§ WRITTEN PROBLEM
Without including any pictures, copy each entry below exactly.

===== SUPPLIED RECORDS =====

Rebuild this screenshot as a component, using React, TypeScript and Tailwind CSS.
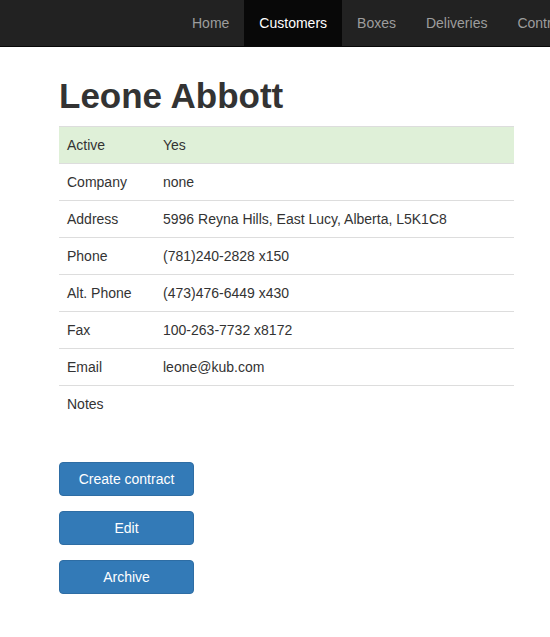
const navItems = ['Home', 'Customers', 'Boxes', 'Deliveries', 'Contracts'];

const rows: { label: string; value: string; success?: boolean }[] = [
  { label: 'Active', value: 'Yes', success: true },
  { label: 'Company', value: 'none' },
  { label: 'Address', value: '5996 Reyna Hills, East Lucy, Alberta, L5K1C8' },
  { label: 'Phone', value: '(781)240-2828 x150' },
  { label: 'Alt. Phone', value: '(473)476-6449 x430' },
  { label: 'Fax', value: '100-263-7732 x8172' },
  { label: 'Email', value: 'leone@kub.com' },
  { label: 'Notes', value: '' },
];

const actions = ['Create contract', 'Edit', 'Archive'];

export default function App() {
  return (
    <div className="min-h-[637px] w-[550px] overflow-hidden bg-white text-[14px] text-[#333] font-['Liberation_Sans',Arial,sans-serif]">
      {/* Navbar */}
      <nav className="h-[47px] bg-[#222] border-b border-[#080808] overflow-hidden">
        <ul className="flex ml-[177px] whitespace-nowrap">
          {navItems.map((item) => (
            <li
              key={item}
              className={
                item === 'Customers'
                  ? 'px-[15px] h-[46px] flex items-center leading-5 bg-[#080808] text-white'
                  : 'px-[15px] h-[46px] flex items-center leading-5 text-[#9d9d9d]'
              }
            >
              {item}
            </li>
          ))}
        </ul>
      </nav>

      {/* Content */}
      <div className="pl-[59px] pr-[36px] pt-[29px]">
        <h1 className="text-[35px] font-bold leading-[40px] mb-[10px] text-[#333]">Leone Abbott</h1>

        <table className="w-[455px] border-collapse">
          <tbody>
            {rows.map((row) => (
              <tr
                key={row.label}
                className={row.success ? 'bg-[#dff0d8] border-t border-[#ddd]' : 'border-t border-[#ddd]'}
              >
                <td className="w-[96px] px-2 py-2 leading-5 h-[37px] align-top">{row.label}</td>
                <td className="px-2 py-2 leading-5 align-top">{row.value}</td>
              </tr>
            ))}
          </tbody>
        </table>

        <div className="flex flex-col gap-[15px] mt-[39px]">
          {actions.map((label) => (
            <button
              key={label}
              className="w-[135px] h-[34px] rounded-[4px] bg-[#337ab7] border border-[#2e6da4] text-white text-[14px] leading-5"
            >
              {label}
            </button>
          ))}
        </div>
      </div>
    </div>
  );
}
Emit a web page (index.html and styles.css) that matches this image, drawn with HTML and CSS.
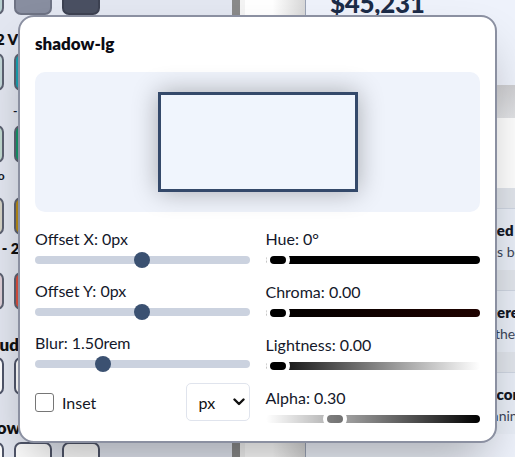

=====

§ COMPLETED EXERCISE
Rebuild this screenshot as a component, using React, TypeScript and Tailwind CSS.
const navItems = ['Home', 'Customers', 'Boxes', 'Deliveries', 'Contracts'];

const rows: { label: string; value: string; success?: boolean }[] = [
  { label: 'Active', value: 'Yes', success: true },
  { label: 'Company', value: 'none' },
  { label: 'Address', value: '5996 Reyna Hills, East Lucy, Alberta, L5K1C8' },
  { label: 'Phone', value: '(781)240-2828 x150' },
  { label: 'Alt. Phone', value: '(473)476-6449 x430' },
  { label: 'Fax', value: '100-263-7732 x8172' },
  { label: 'Email', value: 'leone@kub.com' },
  { label: 'Notes', value: '' },
];

const actions = ['Create contract', 'Edit', 'Archive'];

export default function App() {
  return (
    <div className="min-h-[637px] w-[550px] overflow-hidden bg-white text-[14px] text-[#333] font-['Liberation_Sans',Arial,sans-serif]">
      {/* Navbar */}
      <nav className="h-[47px] bg-[#222] border-b border-[#080808] overflow-hidden">
        <ul className="flex ml-[177px] whitespace-nowrap">
          {navItems.map((item) => (
            <li
              key={item}
              className={
                item === 'Customers'
                  ? 'px-[15px] h-[46px] flex items-center leading-5 bg-[#080808] text-white'
                  : 'px-[15px] h-[46px] flex items-center leading-5 text-[#9d9d9d]'
              }
            >
              {item}
            </li>
          ))}
        </ul>
      </nav>

      {/* Content */}
      <div className="pl-[59px] pr-[36px] pt-[29px]">
        <h1 className="text-[35px] font-bold leading-[40px] mb-[10px] text-[#333]">Leone Abbott</h1>

        <table className="w-[455px] border-collapse">
          <tbody>
            {rows.map((row) => (
              <tr
                key={row.label}
                className={row.success ? 'bg-[#dff0d8] border-t border-[#ddd]' : 'border-t border-[#ddd]'}
              >
                <td className="w-[96px] px-2 py-2 leading-5 h-[37px] align-top">{row.label}</td>
                <td className="px-2 py-2 leading-5 align-top">{row.value}</td>
              </tr>
            ))}
          </tbody>
        </table>

        <div className="flex flex-col gap-[15px] mt-[39px]">
          {actions.map((label) => (
            <button
              key={label}
              className="w-[135px] h-[34px] rounded-[4px] bg-[#337ab7] border border-[#2e6da4] text-white text-[14px] leading-5"
            >
              {label}
            </button>
          ))}
        </div>
      </div>
    </div>
  );
}
Emit a web page (index.html and styles.css) that matches this image, drawn with HTML and CSS.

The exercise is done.